In some cases, the prediction determined by the prediction machine learning model is one of N predictions determined by D maliciousness detector models. In some cases, given D maliciousness detector models used to determine a maliciousness prediction for an email, the maliciousness prediction for the email includes a single score (e.g., a discrete or continuous score) determined by aggregating the D maliciousness detector models. The aggregation may be performed using an ensemble model. In some cases, given D maliciousness detector models used to determine a maliciousness prediction for an email, the maliciousness prediction for the email includes D scores each determined based on the output of a respective one of the D maliciousness detector models. In some cases, given D maliciousness detector models used to determine a maliciousness prediction for an email, the maliciousness prediction for the email includes: (i) D scores each determined based on the output of a respective one of the D maliciousness detector models, and (ii) a single score (e.g., a discrete or continuous score) determined by aggregating the D maliciousness detector models. In some cases, given D maliciousness detector models used to determine a maliciousness prediction for an email, the maliciousness prediction for the email includes a vector of size E that is determined by processing the D outputs of the D maliciousness detector models using a machine learning model that is configured to determine an E-sized (e.g., a dimensionality-reduced) transformed representation of the D outputs.

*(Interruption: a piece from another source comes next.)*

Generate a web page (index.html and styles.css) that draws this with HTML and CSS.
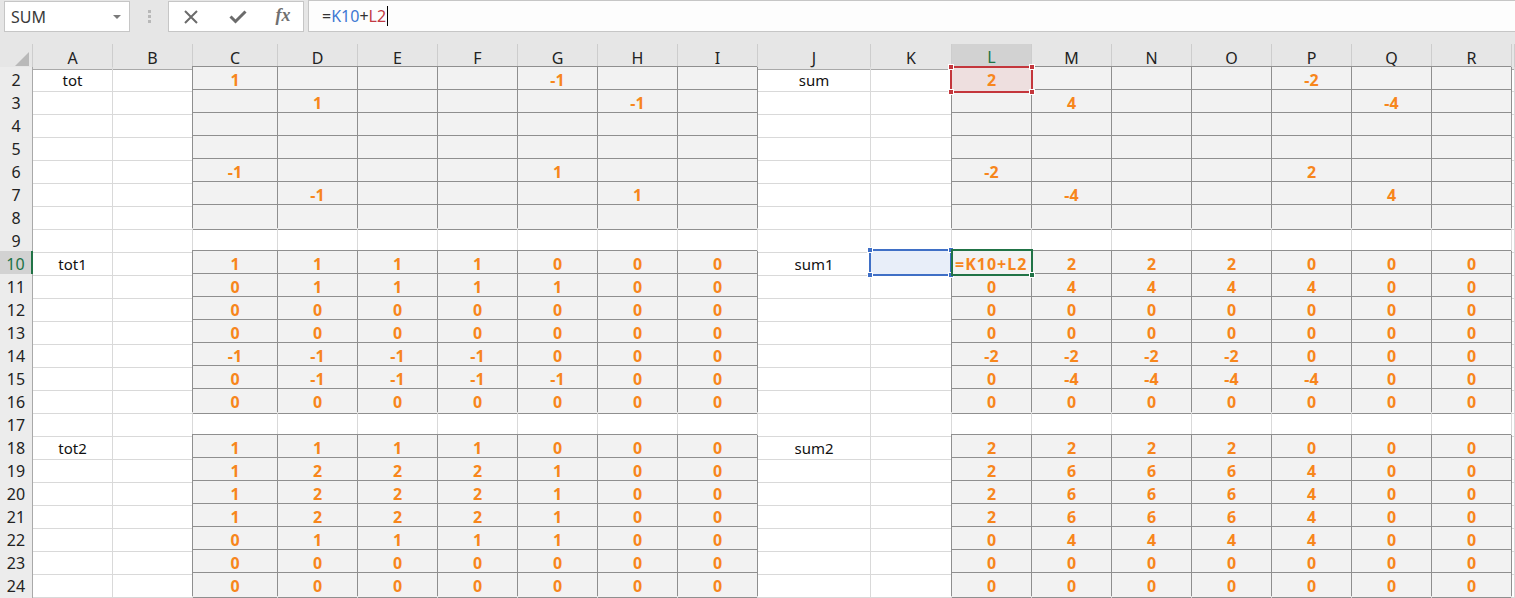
FILE: index.html
```html
<!DOCTYPE html>
<html lang="en">
<head>
<meta charset="utf-8">
<title>Sheet</title>
<link rel="stylesheet" href="styles.css">
</head>
<body>
<div class="fbar">
  <div class="namebox"><span>SUM</span><span class="caret"></span></div>
  <div class="grip"><i></i><i></i><i></i></div>
  <div class="btns">
    <span class="btn b1"><svg width="16" height="16" viewBox="0 0 16 16"><path d="M2 2L14 14M14 2L2 14" stroke="#6b6b6b" stroke-width="2" fill="none"/></svg></span>
    <span class="btn b2"><svg width="18" height="14" viewBox="0 0 18 14"><path d="M1.5 6.5L6.5 11.5L16.5 1.5" stroke="#6b6b6b" stroke-width="3" fill="none"/></svg></span>
    <span class="btn b3 fx">fx</span>
  </div>
  <div class="finput"><span>=</span><span class="ref-k">K10</span><span>+</span><span class="ref-l">L2</span><span class="cursor"></span></div>
</div>
<div class="gap"></div>
<div class="sheet">
  <div class="row hdr"><span class="corner"><i class="tri"></i></span><span>A</span><span>B</span><span>C</span><span>D</span><span>E</span><span>F</span><span>G</span><span>H</span><span>I</span><span>J</span><span>K</span><span class="hsel">L</span><span>M</span><span>N</span><span>O</span><span>P</span><span>Q</span><span>R</span><span></span></div>

  <div class="row"><span>2</span><span>tot</span><span></span><span class="s">1</span><span class="s"></span><span class="s"></span><span class="s"></span><span class="s">-1</span><span class="s"></span><span class="s"></span><span>sum</span><span></span><span class="s selr">2<em class="box red"><i class="h tl"></i><i class="h tr"></i><i class="h bl"></i><i class="h br"></i></em></span><span class="s"></span><span class="s"></span><span class="s"></span><span class="s">-2</span><span class="s"></span><span class="s"></span><span></span></div>

  <div class="row"><span>3</span><span></span><span></span><span class="s"></span><span class="s">1</span><span class="s"></span><span class="s"></span><span class="s"></span><span class="s">-1</span><span class="s"></span><span></span><span></span><span class="s"></span><span class="s">4</span><span class="s"></span><span class="s"></span><span class="s"></span><span class="s">-4</span><span class="s"></span><span></span></div>

  <div class="row"><span>4</span><span></span><span></span><span class="s"></span><span class="s"></span><span class="s"></span><span class="s"></span><span class="s"></span><span class="s"></span><span class="s"></span><span></span><span></span><span class="s"></span><span class="s"></span><span class="s"></span><span class="s"></span><span class="s"></span><span class="s"></span><span class="s"></span><span></span></div>

  <div class="row"><span>5</span><span></span><span></span><span class="s"></span><span class="s"></span><span class="s"></span><span class="s"></span><span class="s"></span><span class="s"></span><span class="s"></span><span></span><span></span><span class="s"></span><span class="s"></span><span class="s"></span><span class="s"></span><span class="s"></span><span class="s"></span><span class="s"></span><span></span></div>

  <div class="row"><span>6</span><span></span><span></span><span class="s">-1</span><span class="s"></span><span class="s"></span><span class="s"></span><span class="s">1</span><span class="s"></span><span class="s"></span><span></span><span></span><span class="s">-2</span><span class="s"></span><span class="s"></span><span class="s"></span><span class="s">2</span><span class="s"></span><span class="s"></span><span></span></div>

  <div class="row"><span>7</span><span></span><span></span><span class="s"></span><span class="s">-1</span><span class="s"></span><span class="s"></span><span class="s"></span><span class="s">1</span><span class="s"></span><span></span><span></span><span class="s"></span><span class="s">-4</span><span class="s"></span><span class="s"></span><span class="s"></span><span class="s">4</span><span class="s"></span><span></span></div>

  <div class="row"><span>8</span><span></span><span></span><span class="s"></span><span class="s"></span><span class="s"></span><span class="s"></span><span class="s"></span><span class="s"></span><span class="s"></span><span></span><span></span><span class="s"></span><span class="s"></span><span class="s"></span><span class="s"></span><span class="s"></span><span class="s"></span><span class="s"></span><span></span></div>

  <div class="row"><span>9</span><span></span><span></span><span></span><span></span><span></span><span></span><span></span><span></span><span></span><span></span><span></span><span></span><span></span><span></span><span></span><span></span><span></span><span></span><span></span></div>

  <div class="row"><span class="rsel">10</span><span>tot1</span><span></span><span class="s">1</span><span class="s">1</span><span class="s">1</span><span class="s">1</span><span class="s">0</span><span class="s">0</span><span class="s">0</span><span>sum1</span><span class="selk"><em class="box blue"><i class="h tl"></i><i class="h tr"></i><i class="h bl"></i><i class="h br"></i></em></span><span class="s lt">=K10+L2<em class="box green"><i class="h br"></i></em></span><span class="s">2</span><span class="s">2</span><span class="s">2</span><span class="s">0</span><span class="s">0</span><span class="s">0</span><span></span></div>

  <div class="row"><span>11</span><span></span><span></span><span class="s">0</span><span class="s">1</span><span class="s">1</span><span class="s">1</span><span class="s">1</span><span class="s">0</span><span class="s">0</span><span></span><span></span><span class="s">0</span><span class="s">4</span><span class="s">4</span><span class="s">4</span><span class="s">4</span><span class="s">0</span><span class="s">0</span><span></span></div>

  <div class="row"><span>12</span><span></span><span></span><span class="s">0</span><span class="s">0</span><span class="s">0</span><span class="s">0</span><span class="s">0</span><span class="s">0</span><span class="s">0</span><span></span><span></span><span class="s">0</span><span class="s">0</span><span class="s">0</span><span class="s">0</span><span class="s">0</span><span class="s">0</span><span class="s">0</span><span></span></div>

  <div class="row"><span>13</span><span></span><span></span><span class="s">0</span><span class="s">0</span><span class="s">0</span><span class="s">0</span><span class="s">0</span><span class="s">0</span><span class="s">0</span><span></span><span></span><span class="s">0</span><span class="s">0</span><span class="s">0</span><span class="s">0</span><span class="s">0</span><span class="s">0</span><span class="s">0</span><span></span></div>

  <div class="row"><span>14</span><span></span><span></span><span class="s">-1</span><span class="s">-1</span><span class="s">-1</span><span class="s">-1</span><span class="s">0</span><span class="s">0</span><span class="s">0</span><span></span><span></span><span class="s">-2</span><span class="s">-2</span><span class="s">-2</span><span class="s">-2</span><span class="s">0</span><span class="s">0</span><span class="s">0</span><span></span></div>

  <div class="row"><span>15</span><span></span><span></span><span class="s">0</span><span class="s">-1</span><span class="s">-1</span><span class="s">-1</span><span class="s">-1</span><span class="s">0</span><span class="s">0</span><span></span><span></span><span class="s">0</span><span class="s">-4</span><span class="s">-4</span><span class="s">-4</span><span class="s">-4</span><span class="s">0</span><span class="s">0</span><span></span></div>

  <div class="row"><span>16</span><span></span><span></span><span class="s">0</span><span class="s">0</span><span class="s">0</span><span class="s">0</span><span class="s">0</span><span class="s">0</span><span class="s">0</span><span></span><span></span><span class="s">0</span><span class="s">0</span><span class="s">0</span><span class="s">0</span><span class="s">0</span><span class="s">0</span><span class="s">0</span><span></span></div>

  <div class="row"><span>17</span><span></span><span></span><span></span><span></span><span></span><span></span><span></span><span></span><span></span><span></span><span></span><span></span><span></span><span></span><span></span><span></span><span></span><span></span><span></span></div>

  <div class="row"><span>18</span><span>tot2</span><span></span><span class="s">1</span><span class="s">1</span><span class="s">1</span><span class="s">1</span><span class="s">0</span><span class="s">0</span><span class="s">0</span><span>sum2</span><span></span><span class="s">2</span><span class="s">2</span><span class="s">2</span><span class="s">2</span><span class="s">0</span><span class="s">0</span><span class="s">0</span><span></span></div>

  <div class="row"><span>19</span><span></span><span></span><span class="s">1</span><span class="s">2</span><span class="s">2</span><span class="s">2</span><span class="s">1</span><span class="s">0</span><span class="s">0</span><span></span><span></span><span class="s">2</span><span class="s">6</span><span class="s">6</span><span class="s">6</span><span class="s">4</span><span class="s">0</span><span class="s">0</span><span></span></div>

  <div class="row"><span>20</span><span></span><span></span><span class="s">1</span><span class="s">2</span><span class="s">2</span><span class="s">2</span><span class="s">1</span><span class="s">0</span><span class="s">0</span><span></span><span></span><span class="s">2</span><span class="s">6</span><span class="s">6</span><span class="s">6</span><span class="s">4</span><span class="s">0</span><span class="s">0</span><span></span></div>

  <div class="row"><span>21</span><span></span><span></span><span class="s">1</span><span class="s">2</span><span class="s">2</span><span class="s">2</span><span class="s">1</span><span class="s">0</span><span class="s">0</span><span></span><span></span><span class="s">2</span><span class="s">6</span><span class="s">6</span><span class="s">6</span><span class="s">4</span><span class="s">0</span><span class="s">0</span><span></span></div>

  <div class="row"><span>22</span><span></span><span></span><span class="s">0</span><span class="s">1</span><span class="s">1</span><span class="s">1</span><span class="s">1</span><span class="s">0</span><span class="s">0</span><span></span><span></span><span class="s">0</span><span class="s">4</span><span class="s">4</span><span class="s">4</span><span class="s">4</span><span class="s">0</span><span class="s">0</span><span></span></div>

  <div class="row"><span>23</span><span></span><span></span><span class="s">0</span><span class="s">0</span><span class="s">0</span><span class="s">0</span><span class="s">0</span><span class="s">0</span><span class="s">0</span><span></span><span></span><span class="s">0</span><span class="s">0</span><span class="s">0</span><span class="s">0</span><span class="s">0</span><span class="s">0</span><span class="s">0</span><span></span></div>

  <div class="row"><span>24</span><span></span><span></span><span class="s">0</span><span class="s">0</span><span class="s">0</span><span class="s">0</span><span class="s">0</span><span class="s">0</span><span class="s">0</span><span></span><span></span><span class="s">0</span><span class="s">0</span><span class="s">0</span><span class="s">0</span><span class="s">0</span><span class="s">0</span><span class="s">0</span><span></span></div>

  <div class="row"><span></span><span></span><span></span><span></span><span></span><span></span><span></span><span></span><span></span><span></span><span></span><span></span><span></span><span></span><span></span><span></span><span></span><span></span><span></span><span></span></div>
</div>
</body>
</html>
```

FILE: styles.css
```css
* { box-sizing: border-box; }
html, body { margin: 0; padding: 0; }
body {
  width: 1515px;
  height: 598px;
  overflow: hidden;
  background: #ffffff;
  font-family: "Noto Sans", "Liberation Sans", sans-serif;
  color: #1a1a1a;
}

/* formula bar */
.fbar {
  display: flex;
  height: 32px;
  background: #e6e6e6;
}
.namebox {
  margin: 1px 0 0 4px;
  width: 126px;
  height: 31px;
  background: #ffffff;
  border: 1px solid #c6c6c6;
  display: flex;
  align-items: center;
  justify-content: space-between;
  padding: 0 8px 0 6px;
  font-size: 16px;
  color: #3a3a3a;
}
.caret {
  width: 0;
  height: 0;
  border-left: 4px solid transparent;
  border-right: 4px solid transparent;
  border-top: 4px solid #7a7a7a;
}
.grip {
  width: 38px;
  display: flex;
  flex-direction: column;
  align-items: center;
  justify-content: center;
  gap: 2px;
}
.grip i {
  display: block;
  width: 3px;
  height: 3px;
  background: #b8b8b8;
}
.btns {
  width: 136px;
  height: 31px;
  margin-top: 1px;
  background: #ffffff;
  border: 1px solid #c6c6c6;
  display: flex;
  align-items: center;
}
.btn {
  display: flex;
  align-items: center;
  justify-content: center;
}
.b1 { width: 44px; }
.b2 { width: 50px; }
.b3 { width: 40px; }
.fx {
  font-family: "Liberation Serif", serif;
  font-style: italic;
  font-weight: 700;
  font-size: 18px;
  color: #707070;
  padding-bottom: 2px;
}
.finput {
  flex: 1;
  margin-left: 4px;
  height: 32px;
  background: #fdfdfd;
  border: 1px solid #c6c6c6;
  border-right: none;
  display: flex;
  align-items: center;
  padding-left: 13px;
  font-size: 16px;
  color: #333333;
}
.ref-k { color: #3d78d3; }
.ref-l { color: #c23a44; }
.cursor {
  display: block;
  width: 1px;
  height: 20px;
  background: #000000;
  margin-left: 1px;
}
.gap {
  height: 12px;
  background: #e6e6e6;
}

/* grid */
.row {
  display: grid;
  grid-template-columns: 33px 80px 80px 85px repeat(6, 80px) 113px 81px repeat(7, 80px) 1fr;
  height: 23px;
}
.row > span {
  position: relative;
  display: flex;
  align-items: center;
  justify-content: center;
  padding-top: 2px;
  border-right: 1px solid #d9d9d9;
  border-bottom: 1px solid #d9d9d9;
  font-size: 15px;
  white-space: nowrap;
  color: #111111;
}
.row > span:first-child {
  background: #ececec;
  border-right-color: #a9a9a9;
  border-bottom-color: #cfcfcf;
  font-size: 16px;
  color: #222222;
}
.hdr > span {
  background: #e6e6e6;
  border-right-color: #cdcdcd;
  border-bottom-color: #a9a9a9;
  font-size: 16px;
  color: #222222;
}
.hdr > span.corner {
  background: #e6e6e6;
  border-right-color: #cdcdcd;
  border-bottom-color: #a9a9a9;
  justify-content: flex-end;
  align-items: flex-end;
  padding: 0 3px 3px 0;
}
.tri {
  display: block;
  width: 0;
  height: 0;
  border-left: 14px solid transparent;
  border-bottom: 14px solid #b9b9b9;
}
.hdr > span.hsel {
  background: #d2d2d2;
  color: #217346;
  border-bottom: 2px solid #217346;
}
.row > span.rsel {
  background: #d2d2d2;
  color: #217346;
  border-right: 2px solid #217346;
}

/* shaded blocks */
.row > .s {
  background: #f2f2f2;
  border-right-color: #8f8f8f;
  border-bottom-color: #8f8f8f;
  box-shadow: -1px -1px 0 #8f8f8f;
  color: #f7861c;
  font-weight: 700;
  font-size: 16px;
}
.row > .lt {
  justify-content: flex-start;
  padding-left: 3px;
  letter-spacing: 1px;
  z-index: 3;
}
.row > .selr { background: #eedfdf; z-index: 2; }
.row > .selk { background: #e8eef9; z-index: 2; }

/* selection boxes */
.box {
  position: absolute;
  border: 2px solid;
  pointer-events: none;
}
.box.red {
  border-color: #c4363c;
  inset: -1px -2px -2px -2px;
}
.box.blue {
  border-color: #3f6fc6;
  inset: -2px -1px -1px -2px;
}
.box.green {
  border-color: #217346;
  inset: -2px -2px -1px -1px;
}
.h {
  position: absolute;
  width: 6px;
  height: 6px;
  border: 1px solid #ffffff;
}
.red .h { background: #c4363c; }
.blue .h { background: #3f6fc6; }
.green .h { background: #217346; }
.h.tl { left: -4px; top: -4px; }
.h.tr { right: -4px; top: -4px; }
.h.bl { left: -4px; bottom: -4px; }
.h.br { right: -4px; bottom: -4px; }
```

In some cases, the prediction associated with the email is used to determine a maliciousness verdict for the email. In some cases, the maliciousness verdict for an email indicates whether the email is predicted to be associated with a malicious email attack and/or a recommended remedial action for the email security system to perform in relation to the email. Examples of remedial actions include blocking the email from being displayed in an inbox of the receiver, harvesting data about a malicious email to generate a maliciousness detector model, storing attacker data associated with a malicious email in a blacklist associated with the email security system, reporting attacker data associated with a malicious email to authorities, and/or the like. As described above, in some cases, the maliciousness verdict for an email is determined based on D maliciousness predictions by D maliciousness detector models.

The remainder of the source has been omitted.